Chris Palmer discusses the origin of ’90s sitcom in ‘The Fresh Prince Project’

Writer discusses the cultural impact of the show
Chris Palmer discusses the origin of '90s sitcom in 'The Fresh Prince Project'
Photo credit: Chris Palmer

More than 30 years have passed since “The Fresh Prince of Bel-Air” premiered, but unlike other family sitcoms of its era, it has remained culturally relevant and beloved by a new generation of fans. Chris Palmer, the author of The Fresh Prince Project, shares a colorful and in-depth cultural history of the beloved ’90s sitcom that launched Philadelphia rapper Will Smith to superstardom.

What should people be looking out for in this book?

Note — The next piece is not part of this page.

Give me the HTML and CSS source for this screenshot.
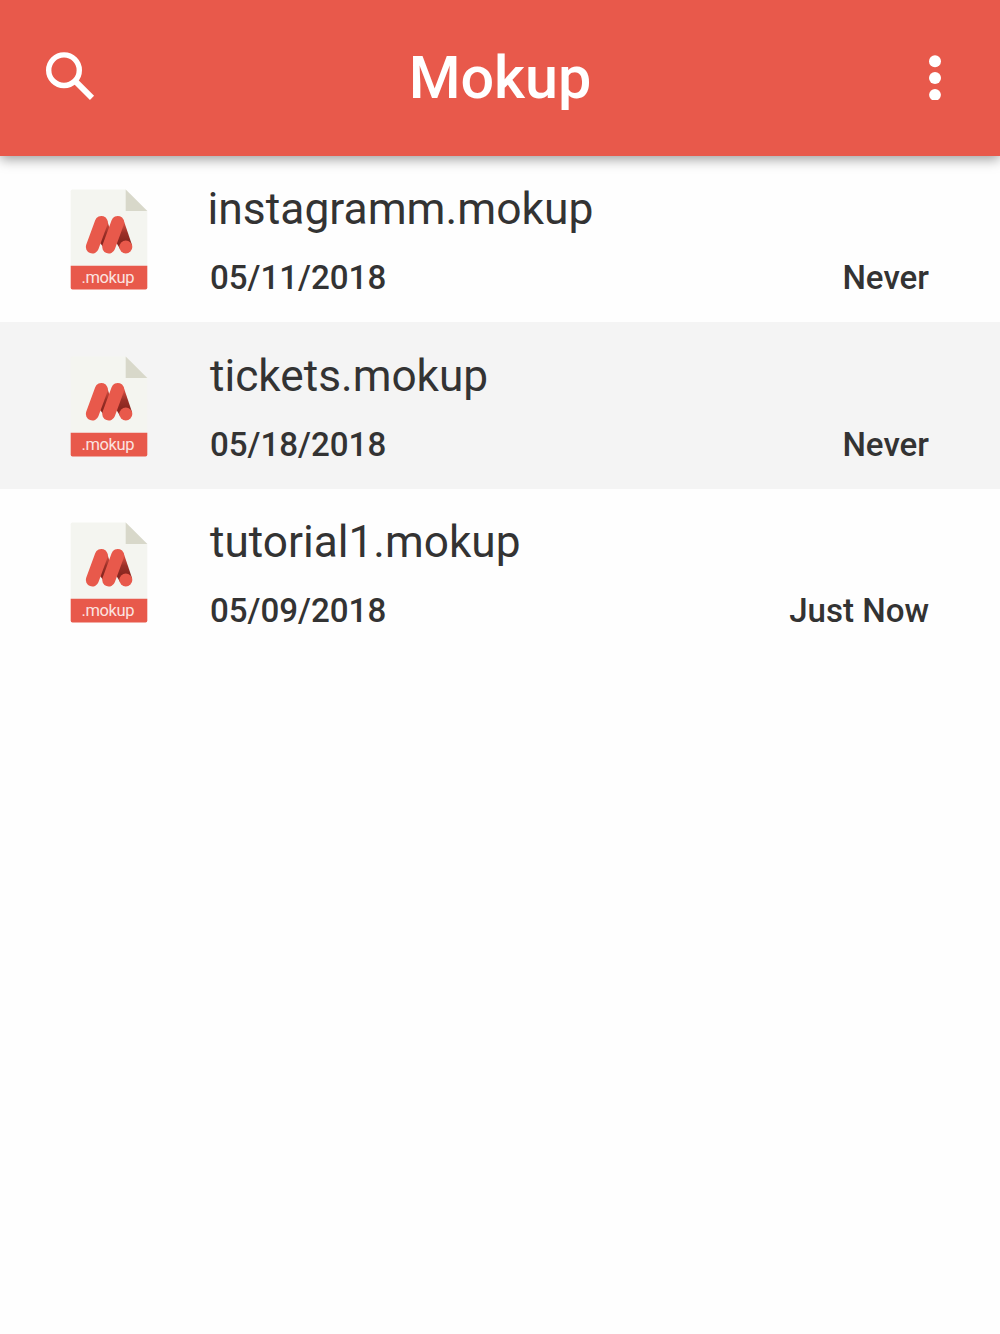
FILE: index.html
```html
<!DOCTYPE html>
<html lang="en">
<head>
  <meta charset="UTF-8">
  <title>Mokup</title>
  <link rel="stylesheet" href="styles.css">
</head>
<body>

<!-- file icon, shared by every row -->
<svg class="defs" width="0" height="0">
  <defs>
    <linearGradient id="fold" gradientUnits="userSpaceOnUse" x1="0" y1="31" x2="0" y2="52">
      <stop offset="0" stop-color="#e8594b"/>
      <stop offset="0.6" stop-color="#9c3028"/>
      <stop offset="1" stop-color="#8a2720"/>
    </linearGradient>
    <symbol id="file" viewBox="0 0 78 102">
      <path d="M2.5 0.5H55.7L77.3 22V78H0.7V2.3Q0.7 0.5 2.5 0.5Z" fill="#f4f5f0"/>
      <path d="M55.7 0.5L77.3 22H55.7Z" fill="#d8d8ca"/>
      <path d="M0.7 76.7H77.3V98.7Q77.3 100.5 75.5 100.5H2.5Q0.7 100.5 0.7 98.7Z" fill="#e8594b"/>
      <path d="M36.8 30.5L40.3 41L34 59L30 54Z" fill="url(#fold)"/>
      <path d="M53.4 30.5L62 56L50 60L46 53Z" fill="url(#fold)"/>
      <path d="M31.3 33.4L22.3 58M47.7 33.4L38.7 58" fill="none" stroke="#e8594b" stroke-width="13" stroke-linecap="round"/>
      <circle cx="55.8" cy="58" r="6.5" fill="#e8594b"/>
      <text class="ext" x="11.5" y="93.5" textLength="53">.mokup</text>
    </symbol>
  </defs>
</svg>

<header class="toolbar">
  <svg class="icon" viewBox="0 0 50 50">
    <circle cx="19" cy="20.2" r="15.3" fill="none" stroke="#fff" stroke-width="5.4"/>
    <path d="M31 31.9L47 47.9" stroke="#fff" stroke-width="5.8"/>
  </svg>
  <h1>Mokup</h1>
  <svg class="icon" viewBox="0 0 50 50">
    <g fill="#fff">
      <circle cx="35" cy="11.2" r="6"/>
      <circle cx="35" cy="28" r="6"/>
      <circle cx="35" cy="44.8" r="5.9"/>
    </g>
  </svg>
</header>

<ul class="files">
  <li class="file">
    <svg class="thumb"><use href="#file"/></svg>
    <div class="info">
      <div class="name first">instagramm.mokup</div>
      <div class="meta"><span>05/11/2018</span><span>Never</span></div>
    </div>
  </li>
  <li class="file">
    <svg class="thumb"><use href="#file"/></svg>
    <div class="info">
      <div class="name">tickets.mokup</div>
      <div class="meta"><span>05/18/2018</span><span>Never</span></div>
    </div>
  </li>
  <li class="file">
    <svg class="thumb"><use href="#file"/></svg>
    <div class="info">
      <div class="name">tutorial1.mokup</div>
      <div class="meta"><span>05/09/2018</span><span>Just Now</span></div>
    </div>
  </li>
</ul>

</body>
</html>
```

FILE: styles.css
```css
* {
  box-sizing: border-box;
}
body {
  margin: 0;
  background: #fefefe;
  color: #333;
  font-family: Roboto, "Liberation Sans", sans-serif;
}
.defs {
  position: absolute;
}
.toolbar {
  position: relative;
  display: flex;
  justify-content: space-between;
  align-items: center;
  height: 155.5px;
  padding: 0 50px 0 45px;
  background: #e8594b;
  box-shadow: 0 3px 12px rgba(0,0,0,0.4);
}
.toolbar h1 {
  margin: 0 0 0 5px;
  color: #fff;
  font-size: 59.3px;
  font-weight: 500;
}
.icon {
  width: 50px;
  height: 50px;
  margin-bottom: 5px;
}
.files {
  margin: 0;
  padding: 0;
  list-style: none;
}
.file {
  display: flex;
  height: 166.75px;
  padding: 33px 71px 0 70px;
}
.file:nth-child(even) {
  padding-top: 33.5px;
  background: #f4f4f4;
}
.thumb {
  width: 78px;
  height: 102px;
}
.ext {
  fill: #fbe3e0;
  font-size: 16.5px;
}
.info {
  flex: 1;
  margin-left: 62px;
}
.name {
  margin-top: -7px;
  font-size: 44.2px;
  line-height: 54px;
}
.name.first {
  margin-left: -2.5px;
  font-size: 44.4px;
}
.meta {
  display: flex;
  justify-content: space-between;
  margin-top: 22px;
  font-size: 33.1px;
  font-weight: 500;
  line-height: 40px;
}
```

You’re going to get the origin story of not just every character in the “Fresh Prince,” but every actor, because there were all these actors that nobody had known. Some people knew about Alfonso Ribeiro, but everyone else in the book nobody really knew about. I just traced all of their stories from the beginning on how they got into acting, where they’re from, how they got to the show, the auditions and everything. You got to learn everything about every single character. I do the same for the writers and the directors. One thing I do is I look at some of the more popular episodes, such as the fatherhood episode, the ones which touch on Blackness and policing, and driving while Black. I go into why those writers wrote those episodes and the stories behind them because every episode has a story. When you watch the show, it seems like a funny sitcom, but in reality, everything is done for a reason. When you read this book, you’re going to see the show differently.

What is something you want people to take away from the book?

Just how this show broke ground, because this was the first show on network prime-time television that was a sitcom and had a hip-hop vibe. You see all of these shows today, including “Bel Air” today that has sort of a hip-hop edge to it, but that did not exist before the “Fresh Prince of Bel Air.” You had “The Cosby Show” that was definitely not hip-hop. You had “Diff’rent Strokes.” “Family Matters” was out around the same time, but it’s not a hip-hop show. But this show, Will Smith was the main character and he was one of the first people who was a rapper that became an actor. So this had a hip-hop vibe, which is why the show was so important, and it became natural for shows and movies to incorporate hip-hop after that.